According to my sister, ever since the incident, she’s been acting weird. She was hiding in the bottle jar that we place in the aquarium (serve as their cage). Also, when my sister bathe her last night, she didn’t struggle like she usually did and didn’t even bother to dry herself. My sister had to resort to drying her manually, which was rubbing her fur. Considering we can’t exactly place her under the fan or hairdryer, it would kill her. And losing one hamster was bad enough, I don’t think we want to go through another lost anytime soon.

I can’t believe how big an effect the little hammy could have upon me. When my sister explained the situation when she found them, I couldn’t help but cry. I feel like such a useless owner. I can’t believe smallfry left us.

This is few of our hammies’ picture, in order to remember her.


In here, there are sleeping, just like how they usually are.


This is a picture of Smallfry asleep. Isn't she just adorable...

This is when my sister manage to coax her into sleeping in her palm.


I think I'll go check up on Kichi now. I hope she's not too sad over the lost of her bestie/sister.

Monday, January 12, 2009

I Hope She Is Joking With Me

My sister just called me and she told me that one of our hamster just passed away. She said that the body was crushed and the other hamster is frightened out of its skin. She can't identify which hamster died, since she is terrible at differentiating our hamsters.

She's separating the hammy now. I still can't believe one of my hammy passed away. They are suppose to be able to live for around two years. But it has only been a year. I refuse to believe it.

I'll be going back soon to check on the other hamster. This has not been my day.

My Boring Days, Doing Nothing

Life has been a bore. I have not done anything productive for the past few weeks. Even though when I should have been doing something, I just couldn’t and wouldn’t do it. I’m currently in a state of freaking LAZY, like I have always been, but this is definitely by far beyond my standard of laziness. I don’t seem to be motivated to do anything, except for surfing the internet, watching the television and other stuffs that is necessary for me to continue living on.

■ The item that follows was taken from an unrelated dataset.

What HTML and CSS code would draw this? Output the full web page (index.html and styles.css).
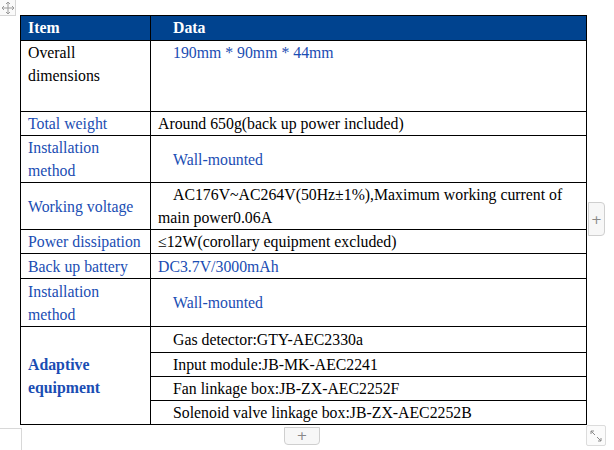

It’s not that I’m complaining about being lazy (ok, maybe I am). But I kind of miss school. KIND OF. It’s not that I miss the teachers or the homework or anything. I would never miss the teachers or the homework. Ok, I might miss a few teachers. For example, Pn Chew (She’s so nice and adorable. I miss her already), Pn Vijaya (She’s so cool. A little garang when she wants to but nonetheless, a funny teacher) and Pn Liew (She’s so funny and she just makes learning fun, especially when she explained about the rusting of iron). I am definitely giving them a hug when I take results in March. Which reminds me, I should schedule a time with Aiza, Heidi and Hallie to go find Dr. Wu. He is like the best and most funny Physics tuition teacher, a student can ever get.

Anyway, what I miss about school is the routine life that I have been living for eleven years. ELEVEN YEARS. It’s not as easy as it seems (and I thouhgt) to break off an old habit. I also miss my friends too. I don’t get to see them as much as I used to, obviously. Amy already started college, Hallie is so busy with her rugby, Mano just got back from her vacation (so she’ll be busy unpacking and stuffs, I think).

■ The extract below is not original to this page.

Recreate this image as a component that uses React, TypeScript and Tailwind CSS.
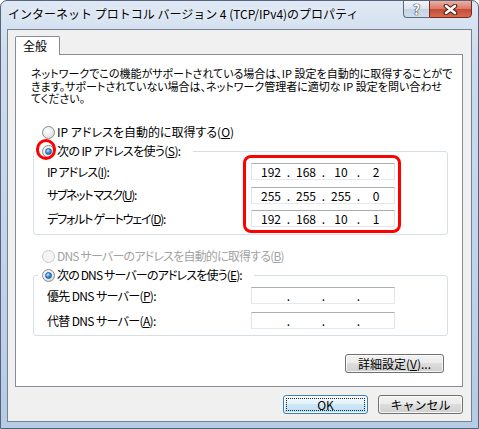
import { Fragment, type ReactNode } from "react";

const FONT = "font-['Noto_Sans_CJK_JP','Noto_Sans',sans-serif]";

function Radio({ checked = false, disabled = false }: { checked?: boolean; disabled?: boolean }) {
  return (
    <span
      className={`flex h-[13px] w-[13px] shrink-0 items-center justify-center rounded-full border ${
        disabled
          ? "border-[#c9cacb] bg-[#f4f4f4]"
          : "border-[#8a8c8f] bg-[radial-gradient(circle_at_40%_35%,#ffffff_0%,#eeeeee_45%,#cfcfcf_100%)]"
      }`}
    >
      {checked && (
        <span className="h-[7px] w-[7px] rounded-full border border-[#1d5b99] bg-[radial-gradient(circle_at_35%_30%,#c4ecff_0%,#3c9ae6_45%,#0b4f96_100%)]" />
      )}
    </span>
  );
}

function RadioRow({
  checked,
  disabled,
  className = "",
  children,
}: {
  checked?: boolean;
  disabled?: boolean;
  className?: string;
  children: ReactNode;
}) {
  return (
    <div className={`flex h-[16px] items-center gap-[2px] ${disabled ? "text-[#a3a3a3]" : "text-black"}`}>
      <Radio checked={checked} disabled={disabled} />
      <span className={`whitespace-nowrap leading-[16px] ${className}`}>{children}</span>
    </div>
  );
}

function IpBox({ octets = ["", "", "", ""] }: { octets?: string[] }) {
  return (
    <div className="flex h-[17px] w-[144px] items-center border border-[#e2e3ea] border-t-[#abadb3] border-b-[#e3e9ef] bg-white pl-[4px] leading-[15px]">
      {octets.map((o, i) => (
        <Fragment key={i}>
          <span className="w-[30px] text-center">{o}</span>
          {i < 3 && <span className="w-[5px] text-center">.</span>}
        </Fragment>
      ))}
    </div>
  );
}

function FieldRow({ label, octets, className = "" }: { label: ReactNode; octets?: string[]; className?: string }) {
  return (
    <div className="flex h-[17px] items-center">
      <span className={`w-[204px] whitespace-nowrap leading-[16px] ${className}`}>{label}</span>
      <IpBox octets={octets} />
    </div>
  );
}

function Button({ children, primary, className = "" }: { children: ReactNode; primary?: boolean; className?: string }) {
  return (
    <button
      className={`relative flex h-[19px] items-center justify-center rounded-[3px] border text-[12px] leading-[16px] text-black shadow-[inset_0_0_0_1px_rgba(255,255,255,0.8)] ${
        primary
          ? "border-[#3c7fb1] bg-[linear-gradient(#f3f9fd_0%,#e3f2fb_50%,#cde7f7_50%,#bcdff3_100%)]"
          : "border-[#707070] bg-[linear-gradient(#f2f2f2_0%,#ebebeb_50%,#dddddd_50%,#cfcfcf_100%)]"
      } ${className}`}
    >
      {primary && <span className="absolute inset-[2px] border border-dotted border-[#222]" />}
      {children}
    </button>
  );
}

export default function App() {
  return (
    <div
      className={`${FONT} flex h-[429px] w-[479px] flex-col overflow-hidden rounded-t-[7px] border border-[#55647a] bg-[linear-gradient(#dfe8f4_0%,#cddcee_12%,#c2d4ea_60%,#b6cbe4_100%)] text-[12px] text-black`}
    >
      {/* title bar */}
      <div className="flex h-[28px] items-start justify-between">
        <span className="whitespace-nowrap pl-[7px] pt-[5px] leading-[16px] [text-shadow:0_0_6px_#ffffff]">
          インターネット プロトコル バージョン 4 (TCP/IPv4)のプロパティ
        </span>
        <div className="-mt-px mr-[6px] flex h-[18px]">
          <div className="flex w-[26px] items-center justify-center rounded-bl-[4px] border border-r-0 border-[#5e6b7d] bg-[linear-gradient(#f1f5fa_0%,#dbe4ef_50%,#c4d2e4_50%,#d2deec_100%)]">
            <span className="text-[14px] font-bold leading-[16px] text-white [text-shadow:0_0_1px_#2c3644,0_0_1px_#2c3644,0_0_1px_#2c3644]">
              ?
            </span>
          </div>
          <div className="flex w-[43px] items-center justify-center rounded-br-[4px] border border-[#7d2a1c] bg-[linear-gradient(#eab1a2_0%,#d9786a_50%,#c44a33_50%,#d76a52_100%)]">
            <svg width="15" height="11" viewBox="0 0 15 11">
              <path d="M3 2 L12 9 M12 2 L3 9" stroke="#4a1a12" strokeWidth="4.6" strokeLinecap="round" />
              <path d="M3 2 L12 9 M12 2 L3 9" stroke="#ffffff" strokeWidth="2.6" strokeLinecap="round" />
            </svg>
          </div>
        </div>
      </div>

      {/* client area */}
      <div className="mx-[6px] mb-[6px] flex flex-1 flex-col border border-[#76838f] bg-[#f0f0f0] pt-[6px]">
        <div className="flex pl-[7px]">
          <div className="relative z-10 -mb-px h-[19px] w-[45px] rounded-t-[2px] border border-b-0 border-[#898c95] bg-white pl-[7px] leading-[18px]">
            全般
          </div>
        </div>

        <div className="relative ml-[7px] flex h-[333px] w-[448px] flex-col border border-[#898c95] bg-white [font-feature-settings:'palt']">
          <p className="whitespace-nowrap pl-[15px] pt-[12px] text-[11px] leading-[12.5px]">
            ネットワークでこの機能がサポートされている場合は、IP 設定を自動的に取得することがで
            <br />
            きます。サポートされていない場合は、ネットワーク管理者に適切な IP 設定を問い合わせ
            <br />
            てください。
          </p>

          <div className="mt-[19.5px] pl-[26px]">
            <RadioRow>
              IP アドレスを自動的に取得する(<u>O</u>)
            </RadioRow>
          </div>

          <fieldset className="ml-[17px] mr-[14px] mt-[3px] rounded-[3px] border border-[#d5dfe5] p-0 pb-[7px]">
            <legend className="ml-[4px] pl-[4px] pr-[12px]">
              <RadioRow checked className="tracking-[-0.6px]">
                次の IP アドレスを使う(<u>S</u>):
              </RadioRow>
            </legend>
            <div className="mt-[4px] flex flex-col gap-[6.5px] pl-[13px]">
              <FieldRow
                className="tracking-[-0.8px]"
                label={<>IP アドレス(<u>I</u>):</>}
                octets={["192", "168", "10", "2"]}
              />
              <FieldRow
                className="tracking-[-1.4px]"
                label={<>サブネット マスク(<u>U</u>):</>}
                octets={["255", "255", "255", "0"]}
              />
              <FieldRow
                className="tracking-[-1.2px]"
                label={<>デフォルト ゲートウェイ(<u>D</u>):</>}
                octets={["192", "168", "10", "1"]}
              />
            </div>
          </fieldset>

          <div className="mt-[13px] pl-[26px]">
            <RadioRow disabled className="tracking-[-0.8px]">
              DNS サーバーのアドレスを自動的に取得する(<u>B</u>)
            </RadioRow>
          </div>

          <fieldset className="ml-[17px] mr-[14px] mt-[3px] rounded-[3px] border border-[#d5dfe5] p-0 pb-[6px]">
            <legend className="ml-[4px] pl-[4px] pr-[12px]">
              <RadioRow checked className="tracking-[-0.85px]">
                次の DNS サーバーのアドレスを使う(<u>E</u>):
              </RadioRow>
            </legend>
            <div className="mt-[4px] flex flex-col gap-[8px] pl-[13px]">
              <FieldRow className="tracking-[-0.65px]" label={<>優先 DNS サーバー(<u>P</u>):</>} />
              <FieldRow className="tracking-[-0.65px]" label={<>代替 DNS サーバー(<u>A</u>):</>} />
            </div>
          </fieldset>

          <div className="mt-[18px] flex justify-end pr-[18px]">
            <Button className="w-[99px]">
              詳細設定(<u>V</u>)...
            </Button>
          </div>

          {/* red annotation marks */}
          <span className="pointer-events-none absolute left-[20px] top-[84px] h-[21px] w-[20px] rounded-full border-[3px] border-[#ff0000]" />
          <span className="pointer-events-none absolute left-[227px] top-[100px] h-[78px] w-[158px] rounded-[8px] border-[3px] border-[#ff0000]" />
        </div>

        <div className="mt-[8px] flex justify-end gap-[10px] pr-[8px]">
          <Button primary className="w-[85px]">
            OK
          </Button>
          <Button className="w-[85px]">キャンセル</Button>
        </div>
      </div>
    </div>
  );
}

Well, I hope I would break out of my laziness with the upcoming move in February, which I hope is still on schedule. Also, I would like to tell my sister here (if you’re reading): I’m SO SORRY for not helping you, even though you asked me to. I’m just too lazy. Not a good excuse but bear with me. If you could survive with me for all these years, I think you can survive longer.

Monday, January 5, 2009

The Beginning Of A New School Year

Today is the beginning of an entirely new school year and I’m NOT IN IT. I can’t even begin to express my joy of not needing to wake up early, wear that hideous uniform that the government forces us to wear and going to school. Actually I can express my joy.

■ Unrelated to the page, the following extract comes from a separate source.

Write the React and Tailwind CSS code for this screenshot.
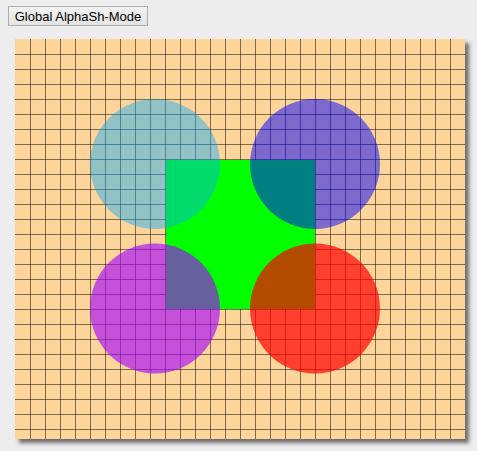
export default function App() {
  const vLines = Array.from({ length: 29 }, (_, i) => (i + 1) * 15);
  const hLines = Array.from({ length: 26 }, (_, i) => (i + 1) * 15);
  return (
    <div className="min-h-[451px] w-[477px] bg-[#ededed] pl-[8px] pt-[6px]" style={{ fontFamily: '"Liberation Sans", Arial, sans-serif' }}>
      <button className="flex h-[20px] w-[140px] items-center justify-center border border-[#adadad] bg-gradient-to-b from-[#f2f2f2] to-[#e4e4e4] text-[13px] leading-none text-black">
        Global AlphaSh-Mode
      </button>
      <div className="ml-[7px] mt-[13px] h-[400px] w-[450px] shadow-[4px_4px_4px_rgba(0,0,0,0.55)]">
        <svg width="450" height="400" viewBox="0 0 450 400" className="block">
          <rect x="0" y="0" width="450" height="400" fill="#fdd59b" />
          {vLines.map((x) => (
            <rect key={"v" + x} x={x} y="0" width="1" height="400" fill="rgba(0,0,0,0.5)" />
          ))}
          {hLines.map((y) => (
            <rect key={"h" + y} x="0" y={y} width="450" height="1" fill="rgba(0,0,0,0.5)" />
          ))}
          <rect x="151" y="121" width="149" height="149" fill="#00ff00" />
          <circle cx="140" cy="125" r="65" fill="rgb(0,170,255)" fillOpacity="0.42" />
          <circle cx="300" cy="125" r="65" fill="rgb(0,0,255)" fillOpacity="0.5" />
          <circle cx="140" cy="269.5" r="65" fill="rgb(165,0,255)" fillOpacity="0.62" />
          <circle cx="300" cy="269.5" r="65" fill="rgb(255,0,0)" fillOpacity="0.7" />
        </svg>
      </div>
    </div>
  );
}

First of all, considering I’m a lazy person and absolutely hate waking up before 11 in the morning, waking up for school for the last few years was not an easy task. I actually skipped a lot of days of school because I overslept. But that’s an entirely different story. THANK GOD that it’s finally over… That is, at least until college. But I’m going to enjoy every second of lazy-ing around before I go to college. But that would be around May. So, I still got time.

Second, I can’t stand the uniform that we are forced to wear. The baju kurung is ok but the pinafore is a terrible thing a person can wear to school. The side of the pinafore has these freaking huge space for the hands and it continues till the waist. So, it leaves the girls with these huge gap at the side. The white blouse that we wear underneath doesn’t do a good job at hiding the colour of a person’s bra. But I think the biggest problem of all about the school uniforms is the colour. The students that wear them are high school girls. They have menstruation and it might stain the uniform. But the government didn’t think of that and made the high school uniform BLUE while the primary school uniform DARK BLUE (almost black). Primary students don’t get menstruation till later, nearing their last two years at primary school. But for all five years at high school, the girl will have it throughout the time. How in the world is the high school girl going to hide the fact if she accidentally stain her uniform?? Seriously, the government should rethink the colour of the uniforms and change it. Pity those students.

Third, going to school has it’s ups and downs. At school, I get to see my friends and we get to chat. But I would also have to see the teachers that are mean and a little mental. It is so rare to find good, nice and sane teacher nowadays.

Anyway, I’m so happy that I DON’T NEED TO GO TO SCHOOL!!!!!! I’m so happy. I even gloated to my nephews and nieces. I know it is a mean thing to do. But it is just so fun. I totally understand why my sister gloated to me when she finished high school. I don’t blame her at all, now that I understand the joy of it.